··· Dataset content ···

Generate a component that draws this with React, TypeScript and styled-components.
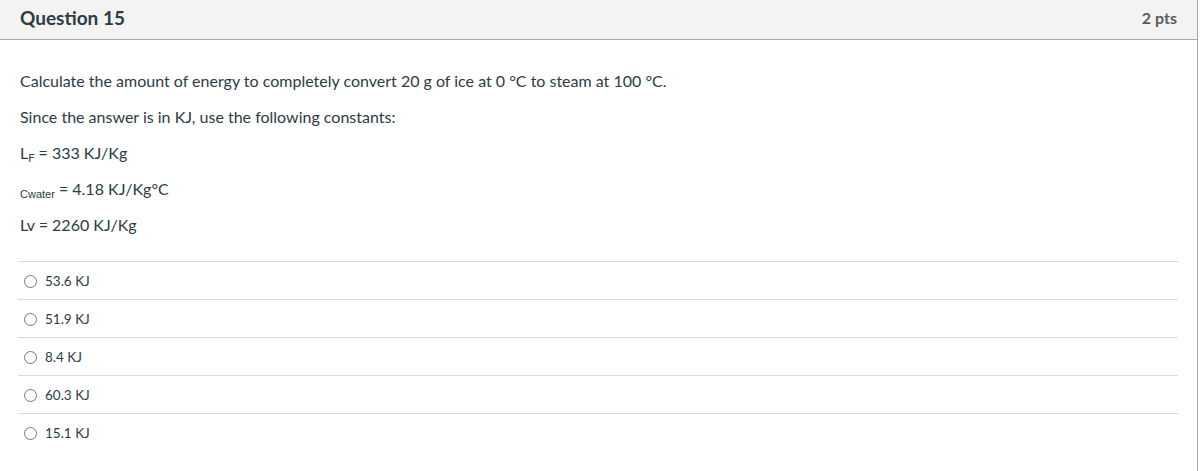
import styled, { createGlobalStyle } from "styled-components";

const GlobalStyle = createGlobalStyle`
  body {
    margin: 0;
    background: #ffffff;
    font-family: Lato, "Open Sans", sans-serif;
    color: #2d3b45;
  }
`;

const Card = styled.div`
  box-sizing: border-box;
  width: 1199px;
  margin-left: -1px;
  border: 1px solid #a9a9a9;
  border-top: none;
  min-height: 471px;
`;

const Header = styled.div`
  box-sizing: border-box;
  display: flex;
  align-items: center;
  justify-content: space-between;
  height: 40px;
  padding: 0 20px 5px;
  background: #f3f3f2;
  border-bottom: 1px solid #a9a9a9;
`;

const Title = styled.h2`
  margin: 0;
  font-size: 19px;
  font-weight: 700;
  color: #2d3b45;
`;

const Points = styled.span`
  font-size: 16px;
  font-weight: 700;
  color: #565d61;
`;

const Body = styled.div`
  padding: 31px 19px 20px 20px;
`;

const Para = styled.p`
  margin: 0 0 16px;
  font-size: 16px;
  line-height: 20px;
  height: 20px;
`;

const Sub = styled.sub`
  font-size: 11px;
  line-height: 0;
  vertical-align: -3px;
`;

const SmallSub = styled.span`
  font-family: "Liberation Sans", Arial, sans-serif;
  font-size: 11px;
  line-height: 0;
  vertical-align: -3px;
`;

const Answers = styled.ul`
  list-style: none;
  margin: 26px 0 0 -2px;
  padding: 0;
`;

const Answer = styled.li`
  display: flex;
  align-items: center;
  height: 37px;
  border-top: 1px solid #d8dadc;
  padding-left: 6px;
  font-size: 13.5px;
`;

const Radio = styled.span`
  box-sizing: border-box;
  width: 13px;
  height: 13px;
  border: 1px solid #767676;
  border-radius: 50%;
  margin-right: 8px;
  margin-top: 1px;
`;

const answers = ["53.6 KJ", "51.9 KJ", "8.4 KJ", "60.3 KJ", "15.1 KJ"];

export default function App() {
  return (
    <>
      <GlobalStyle />
      <Card>
        <Header>
          <Title>Question 15</Title>
          <Points>2 pts</Points>
        </Header>
        <Body>
          <Para>
            Calculate the amount of energy to completely convert 20 g of ice at 0 °C to steam at 100 °C.
          </Para>
          <Para>Since the answer is in KJ, use the following constants:</Para>
          <Para>
            L<Sub>F</Sub> = 333 KJ/Kg
          </Para>
          <Para>
            <SmallSub>Cwater</SmallSub> = 4.18 KJ/Kg°C
          </Para>
          <Para>Lv = 2260 KJ/Kg</Para>
          <Answers>
            {answers.map((a) => (
              <Answer key={a}>
                <Radio />
                {a}
              </Answer>
            ))}
          </Answers>
        </Body>
      </Card>
    </>
  );
}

···

[What is expected]
Retype the listing exactly. Pictures do not belong in the copy.

[Expected answer]
Generate a component that draws this with React, TypeScript and styled-components.
import styled, { createGlobalStyle } from "styled-components";

const GlobalStyle = createGlobalStyle`
  body {
    margin: 0;
    background: #ffffff;
    font-family: Lato, "Open Sans", sans-serif;
    color: #2d3b45;
  }
`;

const Card = styled.div`
  box-sizing: border-box;
  width: 1199px;
  margin-left: -1px;
  border: 1px solid #a9a9a9;
  border-top: none;
  min-height: 471px;
`;

const Header = styled.div`
  box-sizing: border-box;
  display: flex;
  align-items: center;
  justify-content: space-between;
  height: 40px;
  padding: 0 20px 5px;
  background: #f3f3f2;
  border-bottom: 1px solid #a9a9a9;
`;

const Title = styled.h2`
  margin: 0;
  font-size: 19px;
  font-weight: 700;
  color: #2d3b45;
`;

const Points = styled.span`
  font-size: 16px;
  font-weight: 700;
  color: #565d61;
`;

const Body = styled.div`
  padding: 31px 19px 20px 20px;
`;

const Para = styled.p`
  margin: 0 0 16px;
  font-size: 16px;
  line-height: 20px;
  height: 20px;
`;

const Sub = styled.sub`
  font-size: 11px;
  line-height: 0;
  vertical-align: -3px;
`;

const SmallSub = styled.span`
  font-family: "Liberation Sans", Arial, sans-serif;
  font-size: 11px;
  line-height: 0;
  vertical-align: -3px;
`;

const Answers = styled.ul`
  list-style: none;
  margin: 26px 0 0 -2px;
  padding: 0;
`;

const Answer = styled.li`
  display: flex;
  align-items: center;
  height: 37px;
  border-top: 1px solid #d8dadc;
  padding-left: 6px;
  font-size: 13.5px;
`;

const Radio = styled.span`
  box-sizing: border-box;
  width: 13px;
  height: 13px;
  border: 1px solid #767676;
  border-radius: 50%;
  margin-right: 8px;
  margin-top: 1px;
`;

const answers = ["53.6 KJ", "51.9 KJ", "8.4 KJ", "60.3 KJ", "15.1 KJ"];

export default function App() {
  return (
    <>
      <GlobalStyle />
      <Card>
        <Header>
          <Title>Question 15</Title>
          <Points>2 pts</Points>
        </Header>
        <Body>
          <Para>
            Calculate the amount of energy to completely convert 20 g of ice at 0 °C to steam at 100 °C.
          </Para>
          <Para>Since the answer is in KJ, use the following constants:</Para>
          <Para>
            L<Sub>F</Sub> = 333 KJ/Kg
          </Para>
          <Para>
            <SmallSub>Cwater</SmallSub> = 4.18 KJ/Kg°C
          </Para>
          <Para>Lv = 2260 KJ/Kg</Para>
          <Answers>
            {answers.map((a) => (
              <Answer key={a}>
                <Radio />
                {a}
              </Answer>
            ))}
          </Answers>
        </Body>
      </Card>
    </>
  );
}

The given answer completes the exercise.